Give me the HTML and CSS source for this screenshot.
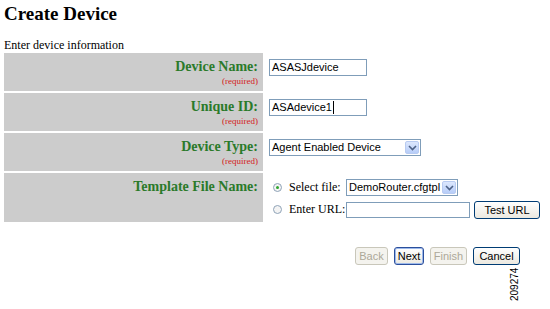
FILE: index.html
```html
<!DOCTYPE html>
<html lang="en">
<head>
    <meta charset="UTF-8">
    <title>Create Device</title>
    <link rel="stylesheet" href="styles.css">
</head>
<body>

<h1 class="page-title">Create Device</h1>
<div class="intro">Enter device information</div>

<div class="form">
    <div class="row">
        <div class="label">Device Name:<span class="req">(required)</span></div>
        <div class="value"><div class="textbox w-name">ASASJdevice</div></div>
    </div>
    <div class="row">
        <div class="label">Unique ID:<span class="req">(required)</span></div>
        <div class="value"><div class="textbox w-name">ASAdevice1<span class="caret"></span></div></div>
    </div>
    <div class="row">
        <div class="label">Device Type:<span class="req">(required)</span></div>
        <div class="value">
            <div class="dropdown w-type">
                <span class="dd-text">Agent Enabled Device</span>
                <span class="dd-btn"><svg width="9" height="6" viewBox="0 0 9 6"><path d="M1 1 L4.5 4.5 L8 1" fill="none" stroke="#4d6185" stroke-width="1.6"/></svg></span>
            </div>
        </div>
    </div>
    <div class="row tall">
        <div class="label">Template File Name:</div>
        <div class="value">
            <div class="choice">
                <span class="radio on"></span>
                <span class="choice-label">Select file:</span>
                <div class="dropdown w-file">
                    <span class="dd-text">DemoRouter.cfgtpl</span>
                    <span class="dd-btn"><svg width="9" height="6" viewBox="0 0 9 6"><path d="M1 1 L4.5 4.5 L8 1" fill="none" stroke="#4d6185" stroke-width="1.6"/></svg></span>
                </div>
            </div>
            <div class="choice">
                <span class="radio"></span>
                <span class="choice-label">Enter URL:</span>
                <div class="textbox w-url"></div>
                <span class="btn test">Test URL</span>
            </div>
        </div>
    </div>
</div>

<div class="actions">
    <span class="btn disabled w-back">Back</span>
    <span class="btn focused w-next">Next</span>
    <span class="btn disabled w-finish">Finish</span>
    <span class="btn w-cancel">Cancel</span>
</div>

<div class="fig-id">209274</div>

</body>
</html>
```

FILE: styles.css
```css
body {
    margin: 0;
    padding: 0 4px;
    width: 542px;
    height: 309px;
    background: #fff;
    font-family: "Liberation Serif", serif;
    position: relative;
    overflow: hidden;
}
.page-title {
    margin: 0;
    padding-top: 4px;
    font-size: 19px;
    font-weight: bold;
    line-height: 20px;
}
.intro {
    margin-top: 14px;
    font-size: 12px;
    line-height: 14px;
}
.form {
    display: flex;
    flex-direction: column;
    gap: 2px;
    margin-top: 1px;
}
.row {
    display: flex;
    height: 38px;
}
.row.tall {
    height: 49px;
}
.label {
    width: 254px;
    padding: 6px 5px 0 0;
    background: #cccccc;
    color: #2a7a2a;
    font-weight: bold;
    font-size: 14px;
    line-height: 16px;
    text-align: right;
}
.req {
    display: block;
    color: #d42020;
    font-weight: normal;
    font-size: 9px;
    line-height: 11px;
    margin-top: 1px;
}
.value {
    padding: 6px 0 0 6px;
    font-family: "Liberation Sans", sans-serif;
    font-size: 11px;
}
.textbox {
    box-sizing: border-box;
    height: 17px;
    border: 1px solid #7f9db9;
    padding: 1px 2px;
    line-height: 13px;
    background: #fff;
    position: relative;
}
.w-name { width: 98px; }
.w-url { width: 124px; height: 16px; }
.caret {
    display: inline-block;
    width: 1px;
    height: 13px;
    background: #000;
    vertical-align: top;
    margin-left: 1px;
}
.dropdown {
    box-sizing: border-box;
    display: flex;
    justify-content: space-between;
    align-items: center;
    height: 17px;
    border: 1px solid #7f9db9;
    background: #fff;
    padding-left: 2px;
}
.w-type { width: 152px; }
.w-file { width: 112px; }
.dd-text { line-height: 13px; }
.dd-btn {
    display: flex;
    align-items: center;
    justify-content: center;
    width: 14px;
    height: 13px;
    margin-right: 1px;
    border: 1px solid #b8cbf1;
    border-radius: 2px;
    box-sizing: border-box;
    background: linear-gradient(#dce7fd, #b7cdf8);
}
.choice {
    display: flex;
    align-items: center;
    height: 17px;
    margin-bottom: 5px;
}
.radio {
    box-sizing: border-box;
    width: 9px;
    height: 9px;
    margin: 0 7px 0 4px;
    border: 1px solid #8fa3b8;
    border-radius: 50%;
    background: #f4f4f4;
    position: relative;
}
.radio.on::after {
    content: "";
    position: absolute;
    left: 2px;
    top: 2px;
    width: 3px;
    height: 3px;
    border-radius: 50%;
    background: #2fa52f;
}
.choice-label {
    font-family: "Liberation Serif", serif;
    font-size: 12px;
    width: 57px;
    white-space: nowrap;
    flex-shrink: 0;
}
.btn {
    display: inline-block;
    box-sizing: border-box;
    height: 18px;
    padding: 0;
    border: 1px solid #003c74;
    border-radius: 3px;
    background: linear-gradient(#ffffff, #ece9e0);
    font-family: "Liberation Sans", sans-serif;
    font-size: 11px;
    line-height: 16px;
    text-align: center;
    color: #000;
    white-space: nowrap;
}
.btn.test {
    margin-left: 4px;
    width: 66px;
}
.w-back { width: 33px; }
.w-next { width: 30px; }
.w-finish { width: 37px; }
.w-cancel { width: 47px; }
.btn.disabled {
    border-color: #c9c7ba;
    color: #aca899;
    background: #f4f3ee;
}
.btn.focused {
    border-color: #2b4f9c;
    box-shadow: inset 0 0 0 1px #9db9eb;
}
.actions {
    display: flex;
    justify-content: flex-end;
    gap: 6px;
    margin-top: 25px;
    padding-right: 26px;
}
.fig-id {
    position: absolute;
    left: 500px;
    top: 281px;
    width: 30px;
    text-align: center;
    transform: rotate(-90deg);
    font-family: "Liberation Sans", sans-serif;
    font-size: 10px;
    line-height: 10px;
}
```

....

GIVEN EXERCISE
Print out the whole of the material word for word, without pictures.

THE RESPONSE
Give me the HTML and CSS source for this screenshot.
FILE: index.html
```html
<!DOCTYPE html>
<html lang="en">
<head>
    <meta charset="UTF-8">
    <title>Create Device</title>
    <link rel="stylesheet" href="styles.css">
</head>
<body>

<h1 class="page-title">Create Device</h1>
<div class="intro">Enter device information</div>

<div class="form">
    <div class="row">
        <div class="label">Device Name:<span class="req">(required)</span></div>
        <div class="value"><div class="textbox w-name">ASASJdevice</div></div>
    </div>
    <div class="row">
        <div class="label">Unique ID:<span class="req">(required)</span></div>
        <div class="value"><div class="textbox w-name">ASAdevice1<span class="caret"></span></div></div>
    </div>
    <div class="row">
        <div class="label">Device Type:<span class="req">(required)</span></div>
        <div class="value">
            <div class="dropdown w-type">
                <span class="dd-text">Agent Enabled Device</span>
                <span class="dd-btn"><svg width="9" height="6" viewBox="0 0 9 6"><path d="M1 1 L4.5 4.5 L8 1" fill="none" stroke="#4d6185" stroke-width="1.6"/></svg></span>
            </div>
        </div>
    </div>
    <div class="row tall">
        <div class="label">Template File Name:</div>
        <div class="value">
            <div class="choice">
                <span class="radio on"></span>
                <span class="choice-label">Select file:</span>
                <div class="dropdown w-file">
                    <span class="dd-text">DemoRouter.cfgtpl</span>
                    <span class="dd-btn"><svg width="9" height="6" viewBox="0 0 9 6"><path d="M1 1 L4.5 4.5 L8 1" fill="none" stroke="#4d6185" stroke-width="1.6"/></svg></span>
                </div>
            </div>
            <div class="choice">
                <span class="radio"></span>
                <span class="choice-label">Enter URL:</span>
                <div class="textbox w-url"></div>
                <span class="btn test">Test URL</span>
            </div>
        </div>
    </div>
</div>

<div class="actions">
    <span class="btn disabled w-back">Back</span>
    <span class="btn focused w-next">Next</span>
    <span class="btn disabled w-finish">Finish</span>
    <span class="btn w-cancel">Cancel</span>
</div>

<div class="fig-id">209274</div>

</body>
</html>
```

FILE: styles.css
```css
body {
    margin: 0;
    padding: 0 4px;
    width: 542px;
    height: 309px;
    background: #fff;
    font-family: "Liberation Serif", serif;
    position: relative;
    overflow: hidden;
}
.page-title {
    margin: 0;
    padding-top: 4px;
    font-size: 19px;
    font-weight: bold;
    line-height: 20px;
}
.intro {
    margin-top: 14px;
    font-size: 12px;
    line-height: 14px;
}
.form {
    display: flex;
    flex-direction: column;
    gap: 2px;
    margin-top: 1px;
}
.row {
    display: flex;
    height: 38px;
}
.row.tall {
    height: 49px;
}
.label {
    width: 254px;
    padding: 6px 5px 0 0;
    background: #cccccc;
    color: #2a7a2a;
    font-weight: bold;
    font-size: 14px;
    line-height: 16px;
    text-align: right;
}
.req {
    display: block;
    color: #d42020;
    font-weight: normal;
    font-size: 9px;
    line-height: 11px;
    margin-top: 1px;
}
.value {
    padding: 6px 0 0 6px;
    font-family: "Liberation Sans", sans-serif;
    font-size: 11px;
}
.textbox {
    box-sizing: border-box;
    height: 17px;
    border: 1px solid #7f9db9;
    padding: 1px 2px;
    line-height: 13px;
    background: #fff;
    position: relative;
}
.w-name { width: 98px; }
.w-url { width: 124px; height: 16px; }
.caret {
    display: inline-block;
    width: 1px;
    height: 13px;
    background: #000;
    vertical-align: top;
    margin-left: 1px;
}
.dropdown {
    box-sizing: border-box;
    display: flex;
    justify-content: space-between;
    align-items: center;
    height: 17px;
    border: 1px solid #7f9db9;
    background: #fff;
    padding-left: 2px;
}
.w-type { width: 152px; }
.w-file { width: 112px; }
.dd-text { line-height: 13px; }
.dd-btn {
    display: flex;
    align-items: center;
    justify-content: center;
    width: 14px;
    height: 13px;
    margin-right: 1px;
    border: 1px solid #b8cbf1;
    border-radius: 2px;
    box-sizing: border-box;
    background: linear-gradient(#dce7fd, #b7cdf8);
}
.choice {
    display: flex;
    align-items: center;
    height: 17px;
    margin-bottom: 5px;
}
.radio {
    box-sizing: border-box;
    width: 9px;
    height: 9px;
    margin: 0 7px 0 4px;
    border: 1px solid #8fa3b8;
    border-radius: 50%;
    background: #f4f4f4;
    position: relative;
}
.radio.on::after {
    content: "";
    position: absolute;
    left: 2px;
    top: 2px;
    width: 3px;
    height: 3px;
    border-radius: 50%;
    background: #2fa52f;
}
.choice-label {
    font-family: "Liberation Serif", serif;
    font-size: 12px;
    width: 57px;
    white-space: nowrap;
    flex-shrink: 0;
}
.btn {
    display: inline-block;
    box-sizing: border-box;
    height: 18px;
    padding: 0;
    border: 1px solid #003c74;
    border-radius: 3px;
    background: linear-gradient(#ffffff, #ece9e0);
    font-family: "Liberation Sans", sans-serif;
    font-size: 11px;
    line-height: 16px;
    text-align: center;
    color: #000;
    white-space: nowrap;
}
.btn.test {
    margin-left: 4px;
    width: 66px;
}
.w-back { width: 33px; }
.w-next { width: 30px; }
.w-finish { width: 37px; }
.w-cancel { width: 47px; }
.btn.disabled {
    border-color: #c9c7ba;
    color: #aca899;
    background: #f4f3ee;
}
.btn.focused {
    border-color: #2b4f9c;
    box-shadow: inset 0 0 0 1px #9db9eb;
}
.actions {
    display: flex;
    justify-content: flex-end;
    gap: 6px;
    margin-top: 25px;
    padding-right: 26px;
}
.fig-id {
    position: absolute;
    left: 500px;
    top: 281px;
    width: 30px;
    text-align: center;
    transform: rotate(-90deg);
    font-family: "Liberation Sans", sans-serif;
    font-size: 10px;
    line-height: 10px;
}
```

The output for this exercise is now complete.